「考える技術・書く技術」

最近追いかけているものとして、一昔前の知的生産術の本がある。個人の所有物としてのコンピューターが普及する前の時代に、研究者たちによって書かれた知的生産の方法を読んで、先人たちの知恵を自分の仕事に活かしていきたいという願いでやっている。

先日は「思考の整理学」(外山滋比古)を紹介したので、これがシリーズ第二回目となる。「考える技術・書く技術」は1973年の発行。著者の板坂元は日本文学の研究者で、執筆当時はアメリカの大学で教鞭をとっていた。タイトルどおり、考えるための基本的姿勢と、考えたことを言葉で表現する際の留意点を簡潔に述べている良書だと思う。外山の「思考の整理学」とおなじように、研究者のみならず、会社で働く人にも応用が利くような内容になっている。思考法から始まって、読書の仕方、整理方法、発想法と進んで、後半は説得術、文章術となっている。ありがちな精神論ではなく、文章記述の具体的技術について書いているので、すぐに参考にできる。

「思考の整理学」でも触れていたが、カードの利用方法は、この種の本の定番だと言ってよいだろう。それだけ多くの人がカードを使っているけれど、決定的なカードの書き方・整理法はないという事実を物語っているのだろう。例に漏れず私もカードを使ってる一人だが、これだ!と納得できる整理法が見つからないまま今日に至っている。今ではコンピューターを使うので、昔のカードが引き受けていた役割の大部分はコンピューターに移管されたのかもしれないが、書き込み方、整理方法の根幹的な考え方は、カード時代から変わっていないと思う。

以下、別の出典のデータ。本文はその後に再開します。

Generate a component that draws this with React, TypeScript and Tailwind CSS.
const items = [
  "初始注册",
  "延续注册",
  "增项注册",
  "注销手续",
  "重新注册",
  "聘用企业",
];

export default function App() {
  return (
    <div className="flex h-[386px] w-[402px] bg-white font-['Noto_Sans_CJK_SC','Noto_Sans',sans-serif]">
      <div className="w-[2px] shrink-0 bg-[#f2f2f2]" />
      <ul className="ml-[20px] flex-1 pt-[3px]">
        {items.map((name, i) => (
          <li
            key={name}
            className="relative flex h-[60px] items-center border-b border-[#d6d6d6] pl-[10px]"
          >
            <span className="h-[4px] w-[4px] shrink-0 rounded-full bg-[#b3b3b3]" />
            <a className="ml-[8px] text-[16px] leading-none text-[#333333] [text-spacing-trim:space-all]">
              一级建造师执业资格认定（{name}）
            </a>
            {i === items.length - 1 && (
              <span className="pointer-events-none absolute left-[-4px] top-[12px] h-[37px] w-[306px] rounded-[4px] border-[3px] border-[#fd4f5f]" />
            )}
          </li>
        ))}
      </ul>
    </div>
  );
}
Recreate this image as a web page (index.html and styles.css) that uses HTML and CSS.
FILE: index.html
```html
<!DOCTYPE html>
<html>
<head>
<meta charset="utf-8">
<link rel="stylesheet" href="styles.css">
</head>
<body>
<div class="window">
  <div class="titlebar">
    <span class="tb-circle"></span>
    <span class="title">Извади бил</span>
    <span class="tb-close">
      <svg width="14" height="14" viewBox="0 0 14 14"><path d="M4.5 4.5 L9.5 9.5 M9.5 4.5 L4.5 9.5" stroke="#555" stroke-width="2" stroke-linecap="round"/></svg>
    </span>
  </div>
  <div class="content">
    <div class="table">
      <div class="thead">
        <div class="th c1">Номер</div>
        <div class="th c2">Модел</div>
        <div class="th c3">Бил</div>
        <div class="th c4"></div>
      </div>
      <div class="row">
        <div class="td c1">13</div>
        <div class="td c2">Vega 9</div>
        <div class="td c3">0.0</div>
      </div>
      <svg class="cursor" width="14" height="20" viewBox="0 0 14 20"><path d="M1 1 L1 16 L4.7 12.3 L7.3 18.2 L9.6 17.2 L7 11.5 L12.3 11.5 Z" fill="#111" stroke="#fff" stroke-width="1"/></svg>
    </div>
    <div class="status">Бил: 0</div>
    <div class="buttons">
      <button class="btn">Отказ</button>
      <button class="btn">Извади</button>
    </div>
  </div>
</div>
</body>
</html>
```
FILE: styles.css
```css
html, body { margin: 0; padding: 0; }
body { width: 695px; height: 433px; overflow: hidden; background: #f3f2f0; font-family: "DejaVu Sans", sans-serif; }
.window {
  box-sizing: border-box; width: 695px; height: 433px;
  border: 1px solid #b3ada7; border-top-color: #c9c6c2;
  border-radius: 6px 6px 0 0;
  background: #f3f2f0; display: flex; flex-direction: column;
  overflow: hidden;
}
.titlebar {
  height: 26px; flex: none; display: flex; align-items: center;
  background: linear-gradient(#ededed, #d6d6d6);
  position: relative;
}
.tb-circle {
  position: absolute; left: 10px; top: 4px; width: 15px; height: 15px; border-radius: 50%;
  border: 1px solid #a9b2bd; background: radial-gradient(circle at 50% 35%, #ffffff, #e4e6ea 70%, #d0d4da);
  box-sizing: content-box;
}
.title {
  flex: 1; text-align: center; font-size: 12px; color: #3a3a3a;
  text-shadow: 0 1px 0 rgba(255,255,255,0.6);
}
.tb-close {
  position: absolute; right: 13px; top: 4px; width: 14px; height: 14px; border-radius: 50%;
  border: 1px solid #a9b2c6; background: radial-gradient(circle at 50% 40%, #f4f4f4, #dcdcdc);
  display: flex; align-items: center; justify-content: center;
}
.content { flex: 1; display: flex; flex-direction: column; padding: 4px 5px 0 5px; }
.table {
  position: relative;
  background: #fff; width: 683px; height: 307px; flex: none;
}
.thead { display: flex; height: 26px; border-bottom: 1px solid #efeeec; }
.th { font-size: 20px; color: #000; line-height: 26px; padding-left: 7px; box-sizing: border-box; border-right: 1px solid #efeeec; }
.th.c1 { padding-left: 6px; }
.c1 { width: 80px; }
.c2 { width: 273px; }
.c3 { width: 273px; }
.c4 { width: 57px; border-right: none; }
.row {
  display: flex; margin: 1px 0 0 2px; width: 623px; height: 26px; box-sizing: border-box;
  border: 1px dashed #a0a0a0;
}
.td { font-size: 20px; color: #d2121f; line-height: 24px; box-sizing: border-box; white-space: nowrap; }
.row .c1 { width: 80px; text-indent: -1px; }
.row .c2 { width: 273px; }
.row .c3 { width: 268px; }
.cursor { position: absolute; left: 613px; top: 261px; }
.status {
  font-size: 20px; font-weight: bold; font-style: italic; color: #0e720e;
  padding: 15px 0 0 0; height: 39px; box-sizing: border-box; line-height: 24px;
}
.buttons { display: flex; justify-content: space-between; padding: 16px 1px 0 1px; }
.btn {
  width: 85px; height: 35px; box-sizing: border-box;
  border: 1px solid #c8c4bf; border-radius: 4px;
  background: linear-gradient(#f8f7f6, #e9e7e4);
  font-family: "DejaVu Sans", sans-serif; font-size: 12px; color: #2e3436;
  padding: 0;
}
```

特徴的なのは、文房具についてもページを割いていることだ。文房具については、大切な仕事道具なのだからこだわるべしというのが板坂の持論である。多くの文房具品について述べれているが、なかでも回転本立てはぜひ私も欲しい。それからダーマトグラフの話が出てきて、自分も大学生のときに使っていたのを思い出した。もしかしたらこの本を当時読んで真似したのかもとしれない。本当に読んだのかどうかは記憶が定かではないが。

私は文房具にはこだわらないが、唯一こだわりがあると言えなくもないのはノートぐらいだろうか。大雑把なこだわり方だが、自分が研究用に使うノートはアメリカ製と決めている。ブランドは問わない。アメリカ製のノートを使う理由は二つある。一つは、アメリカで勉強をしてきた関係上、標準の3つ穴のノートに書きためたものがたくさんあるので、いまさらほかの種類のノートに変えられないという現実的な理由がまずある。もう一つは心理的な部分で、私にとってはどうも日本製のノートは紙の質が良すぎて、ノートを前にして何か書こうとするとかしこまってしまう。くだらないことを書いたらノートに叱られるような気持ちになることがある。その点、いくぶん粗雑な質の紙で作られているアメリカ製のノートは、気さくな感じがして、馬鹿なことを書いても許してくれるような雰囲気がある。なので、どんなことでもどんどんノートに書きなぐっていける。私の勝手な思い込みだが、こだわりとは本来そういうものだろう。今後はノートだけでなく、他の文具にもこだわりの幅を広げていきたいと思う。おそらく、道具にこだわることは、仕事に内容にこだわることとつながる部分があるもかもしれない。

最後に、詳細は省くが、英語学習についての板坂の指摘はそのとおりだと思う。アメリカで大量の文献を読むとなれば、辞書にたよっていてはいくら時間があっても足らない。今の自分の語彙力でなんとかするという姿勢が必要となってくる。辞書べったりで、一語一語の解釈にこだわるようではとても実用レベルの英語力は身に付かない。さすが、イギリスやアメリカで15年暮らしてきた人の言葉だけに説得力がある。同感である。